Before I begin talking about my feelings for the game thus far, let me take a moment to NOT recommend the demo available on the 3DS Shop. I tried it the day it hit the network and it almost made me want to pass on the full release. While it does give you a taste of the first three rhythm sections, these are not a good measure of the game's charm. They're presented in a sparse menu with no story context provided, which is a pretty key part of having fun with the experience. There's a ton of variety in the rhythm segments as well as Professor Layton-esque puzzle solving, but the demo does neither of these aspects any justice. By the way, I'd highly recommend you turn off the guides for each stage (this goes for the full game as well). They seem like they'd make it easier, but they just give you another thing to watch and throw off your timing really bad. Maybe they help some people, but I found that it made the difference between failing a level with it on and getting an A when turning it off.
Alright, now that that's out of the way...
As I just mentioned, Rhythm Thief is part Professor Layton and part dancing theivery. Yeah. I can't pinpoint a good title to reference to fully capture the essence of what the rhythm segments in the game are like, but the closest I could probably get is Rhythm Heaven. If you've played that game before, you know that while it involves a basic use of the touch screen for each mini-game, each one is pretty different in the way it's presented. Rhythm Thief follows suit. You'll be doing a lot of tapping and swiping to the beat, but the story mode changes it up in some pretty cool ways. One of my favorites so far is in a segment where you play violin and have to slide the stylus back and forth to do so. Some of the mini-games even ask for you to switch to button inputs, which is pretty cool. I certainly think games that use strictly touch controls can be good (Kirby Canvas Curse and WarioWare Touched are shining examples), but in a game like this where you have plenty of downtime between mini-games so it's not terribly frustrating or inconvient to have to put the stylus away for a minute.
I also recall playing one motion-sensitive mini-game so far, which I have mixed feelings about.

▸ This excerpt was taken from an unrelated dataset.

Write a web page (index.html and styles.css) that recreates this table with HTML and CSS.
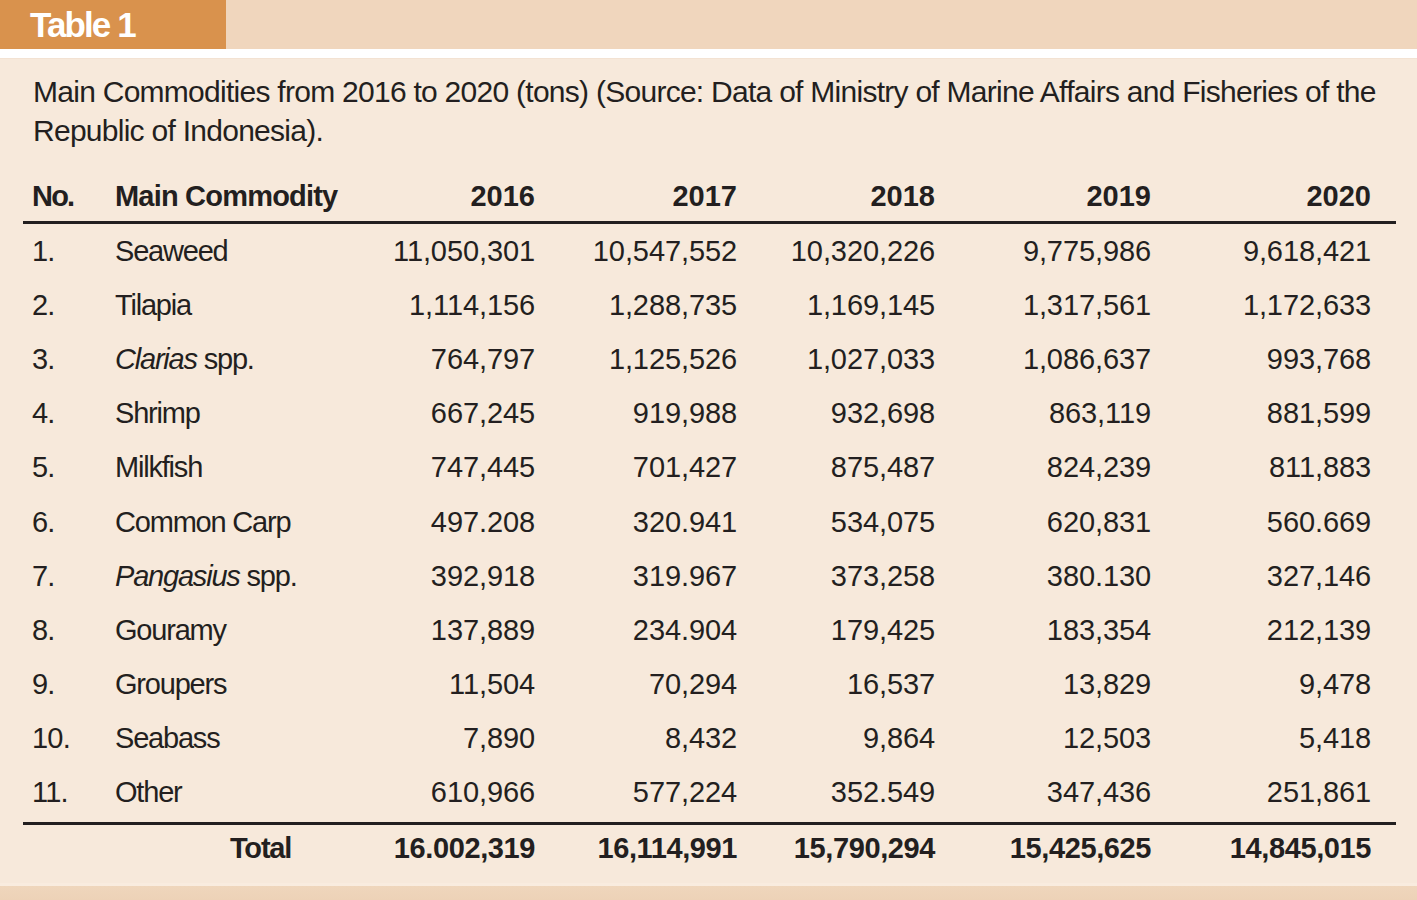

The concept was fun, but I had trouble making the game register my movements correctly. It was an optional one and I haven't given it another shot now that I understand the range of movement, so I'll let it slide for now.

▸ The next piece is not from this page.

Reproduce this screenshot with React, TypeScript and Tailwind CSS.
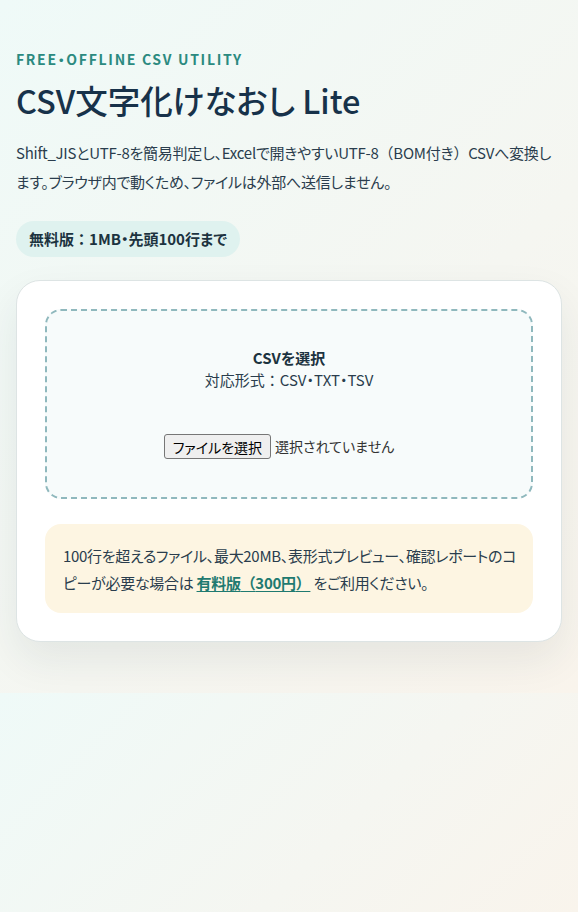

When the game isn't having you leap across rooftops to escape the fuzz or shake maracas in a delightful Samba de Amigo throwback (which did make fantastic use of the motion controls for posing, now that I think about it), you're scouring the streets of Paris for clues about your father's disappearance. It's not an especially complex story from what I've seen so far, but it gets the job done. Although I don't love Raphael the way I had hoped I would and I scratch my head everytime someone he knows doesn't recognize him in his lazy "Phantom R" getup (or even when people that know of Phantom R don't recognize him when he's sneaking into the constabulary in broad daylight), I do find myself getting into the story at times. If you can get past his somewhat bland character and suspend your disbelief when he outsmarts everyone by wearing dorky glasses and pushing the hair out of his eyes, there are some pretty enjoyable (albeit cliche) moments to the game. One part that really had me smiling was when Phantom R saved the female lead Marie from Napoleon's goons (which, by the way, remind me a lot of the spiky-fingered assassins in Lupin III's Castle of Cagliostro).

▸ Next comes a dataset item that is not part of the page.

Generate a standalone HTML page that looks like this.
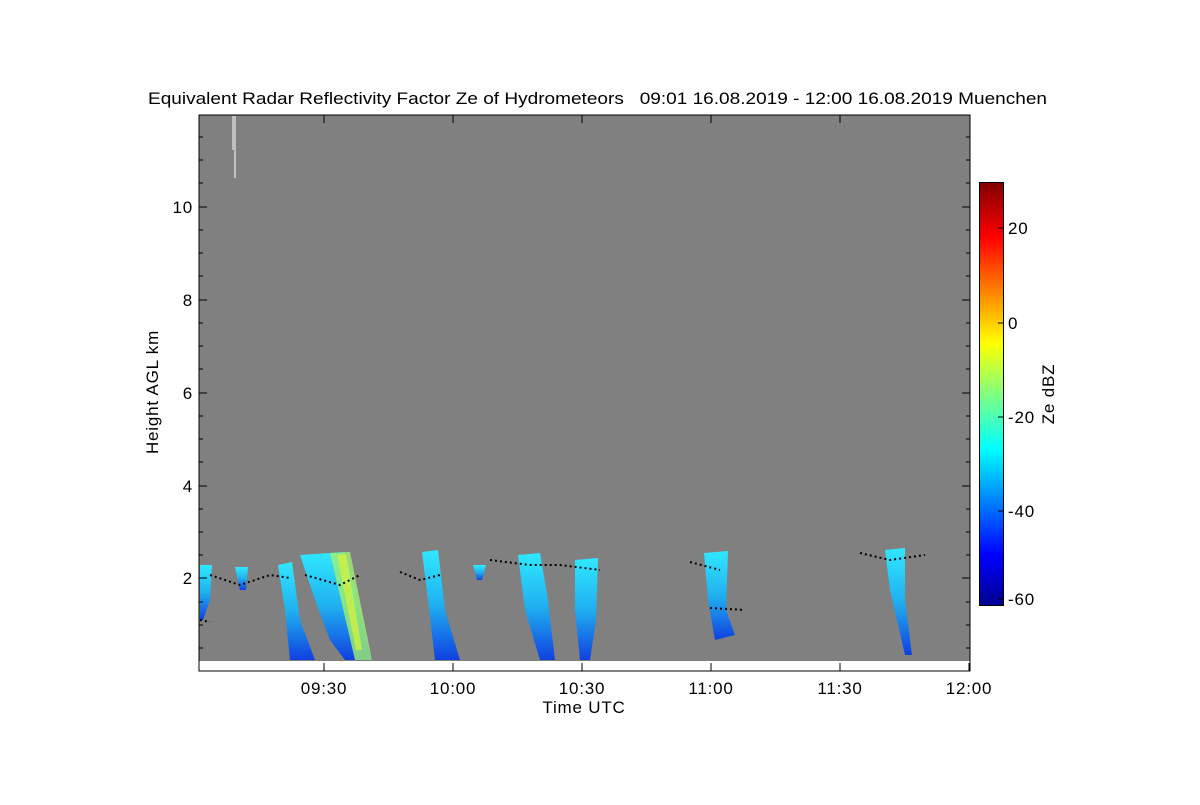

The majority of gameplay is spent talking to people on the streets and occasionally solving puzzles using recorded sounds. For example, there's a professor you need to speak with, but oddly enough, during class is the only time he DOESN'T sleep. So, like the respectable E-rated thief that you are, you must wake him from his standing slumber in the middle of the road rather than rob him blind. To do so, you must have tapped (touched? neither word makes this sound appropriate) a rooster to record the sound of it crowing in order to play it back and make the man think it's time to wake up. And considering the rooster was to be found on the screen prior to the one with the man sleeping, that's one of the more difficult challenges I've faced. While the recored sound mechanic is kinda cool on paper, it fails to create especially difficult puzzle situations when most of the sounds needed for a particular challenge are on the same screen as the NPC that needs to hear it. What's worse is all the non-sound related puzzles, which usually boil down to entering numeric codes in various locks. All of these are pretty quick and easy thanks not only to the required code being handed to you right before the puzzle starts, but because they also post it up on the top screen while you're managing the lock.
I'm about two hours in and the puzzles haven't really gotten much more complicated than that, but I've been told they do get more difficult, so I'll leave my gripes at that. To be fair, I have been pretty thorough with my pixel hunting on scenery (just as in Professor Layton, you can tap the shit out of everything to get paid), so it's unlikely that I've missed any sounds that may have been for puzzles that otherwise would have stumped me. I really like the idea behind using the sounds to affect the world around you, but most of the time it just feels like the game is holding my hand really tightly and mentioning the name of the exact item I need to find over and over again each time a puzzle arises. As for the number locks...come on, at least put them somewhere more creative than on a post-it note next to the safe. You know, I think I'd be able to stomach the complete lack of competence from the police force if the game took it a little less seriously. I'd enjoy the inspector's character more if he was more goofy like Zenigata as opposed to being a tough guy cop that's too busy doing his job poorly to spend time with his son (or at least, if the rest of the game matched the seriousness he exudes).
Rhythm Thief has a lot of cool stuff going for it. None of it is anything fantastically original (seemingly Lupin-inspired in story and Layton-inspired in adventure gameplay), but the mini-games are fun and the story is a lighthearted bit of fun. It does feel very storybook-like and aimed toward children, but the gameplay can be pretty challenging at times so it's probably worth a look if you're into music-based games. The soundtrack is pretty solid and compliments the stages well. There's also a handful of stuff to unlock, including optional levels (which can be happened upon during story play or bought later if missed, as I understand it) and optional story chapters that expand upon some of the side characters a bit more. I'll likely finish the game up and give the side stories a shot, but in the end, I can't see Rhythm Thief sticking to my shelf for long after I've completed it. I'd definately recommend it if you're looking for something a little different, but I do have a feeling it's mostly going to be forgotten after a few months have passed.